12 Eylül 1980 askeri darbesinden sonra kabul edilerek yürürlüğe giren Darbe Anayasası’nı değiştiriyoruz ve demokrasi getiriyoruz diyerek siyasal iktidar tarafından halkoyuna sunulacak olan Anayasa değişikliklerinin ne olduğunu bilmeden, siyasi tercihlerine göre oy kullanacak seçmen kitlesinin çoğunlukta olduğu bir ülkede, sağlıklı bir sonucun ortaya çıkması zor görünüyor.
Türkiye’de demokrasi, siyasi partilerden ve TBMM’den başlatılmadığı sürece, milletvekili dokunulmazlıklarına dokunulmadan, parti içi demokrasi sağlanmadan ve liderler sultası yıkılmadan, temsilde adaletin sağlanmasını engelleyen seçim barajı düşürülmeden, ne tür bir Anayasa yapılırsa yapılsın, istenilen sonucu almak olanaklı olmayacaktır.
12 Eylül’de referanduma sunulacak olan Anayasa değişikliklerinin, sipariş üzerine kurgulanan, Anayasa Mahkemesi’nin ve HSYK’nun yeniden yapılandırılması maddeleriyle birlikte olası bir “EVET” kararı, önümizdeki yıllarda Türkiye Cumhuriyeti Devleti’nin yapısında olumsuz değişikliklere yol açabilecektir ya da böyle bir endişe toplumun büyük bir kesiminde hakim olacaktır. Türkiye’nin en önemli Anayasal sorunu olan “düşünce ve ifade özgürlüğü” yine görmemezlikten gelinmektedir.
Referandumun sonucu, propaganda dönemindeki çalışmalarla, halkın aydınlatılması ve ikna edilmesi ile çok yakından ilgilidir. Görüldüğü kadarıyla, CHP-MHP-DSP-DP “HAYIR” cephesini oluştururken, AKP-SP-BBP “EVET” cephesini oluşturmaktadır. BDP ise referandumda boykot etme yani oy kullanmama kararındadır. “EVET”ci ve HAYIR”cı partilerin oy oranlarına baktığımızda bir denge olduğu görülmektedir. Demek ki, kararsız ve kafası karışık seçmenlerin verecekleri kararın sonuca etkisi olacaktır.
Şayet, BDP seçmenlerinin sandığa giderek oy kullanmaları durumunda, verecekleri oyların şekli belirleyici olabilir. Seçmen tabanları birbirine çok yakın olan SP ve BBP seçmenlerinin AKP’nin değirmenine su taşımaları, 2011 genel seçimlerinde kendilerine zarar verebilir. Tam olarak bilmiyoruz ama, AKP-SP-BBP bu refarandumda 2011 seçimlerine birlikte girmenin provasını yapacak olabilirler. Tek başına iktidardan uzaklaştığını gören AKP, böyle bir manevraya kalkışabilir.

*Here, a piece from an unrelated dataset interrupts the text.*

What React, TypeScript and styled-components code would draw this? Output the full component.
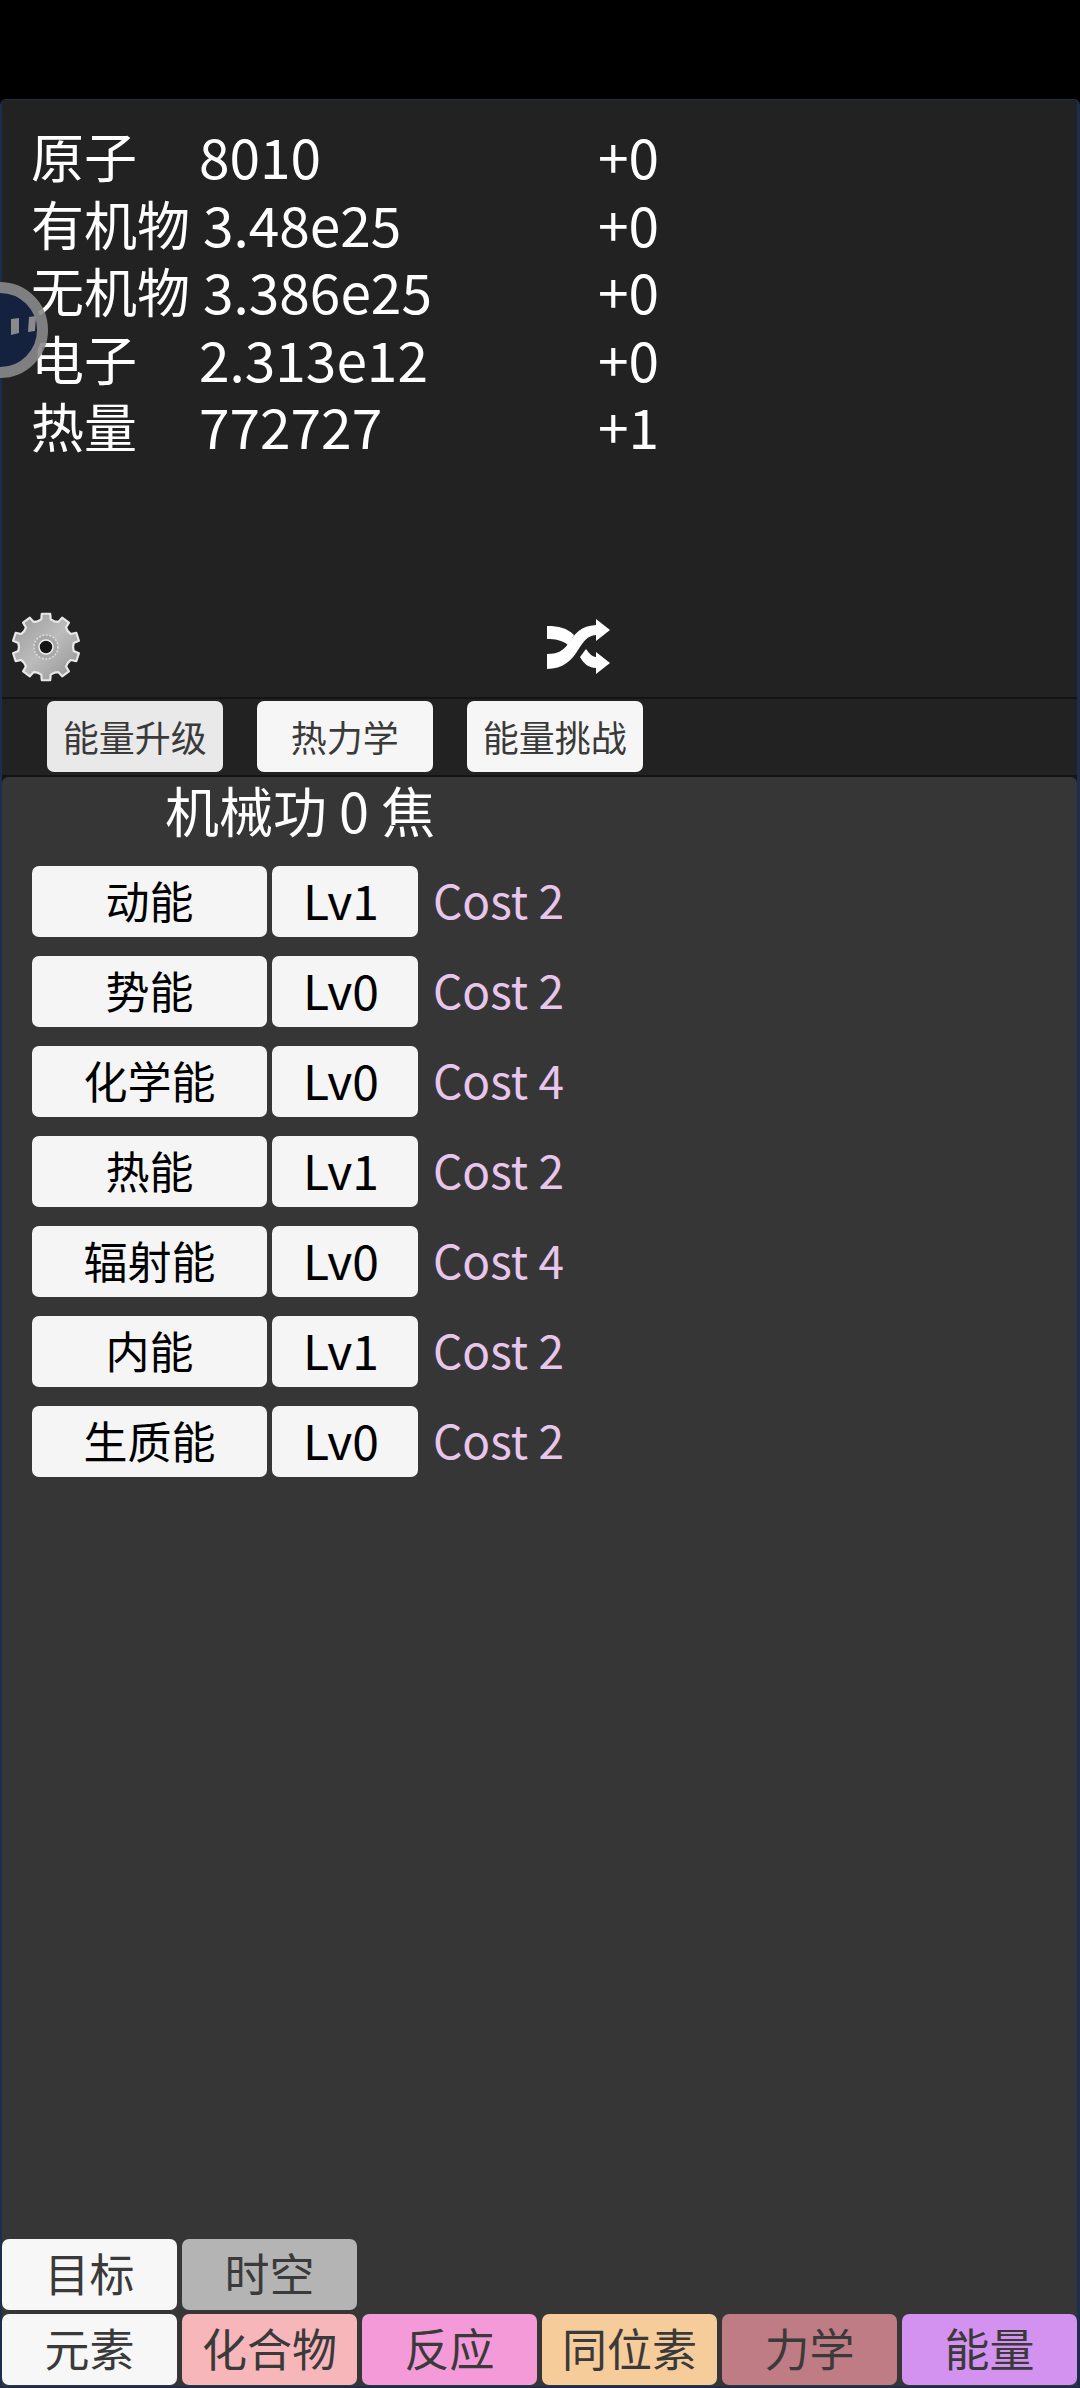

İstanbul, Ankara ve İzmir seçmenlerinin kullanacakları oylar, seçmen sayısının fazla olması nedeniye, referandum sonuçlarına yön verecektir. Üç büyük şehirde CHP’nin oylarının ciddi oranda artışa geçmesi siyasal iktidarı endişelendirmektedir. Ancak, referandumdan “HAYIR” çıksa bile, siyasi iktidar “EVET” oylarının kendisine verildiğini söyleyerek kazançlı çıkmaya çalışacaktır. Muhalefet partileri ise bu referandumu hükümete güven oyuna dönüştürerek avantaj sağlamaya çalışacaklardır. Ancak, şunu rahatlıkla söyleyebiliriz ki, iktidar partileri referandumlarda her zaman avantajlı konumdadırlar.
Bu referandumun sadece Anayasa Mahkemesi ile HSYK’nun yapısının değiştirilmesi amacıyla yapıldığını, toplum idrak etmeye başlamıştır. Diğer maddelerin ise bonus maddeler olduğu bilinmektedir. Özellikle, 12 Eylül Cuntacıları’nın yargılanmalarının önünü açacak madde, 12 Eylül mağdurları ile dalga geçmek gibi bir şeydir. Çünkü, zaman aşımından dolayı hiçbir hukuki dayanağı yoktur.
Sonuç olarak, Kılıçdaroğlu’nun dediği gibi: “HAYIR”da hayır vardır.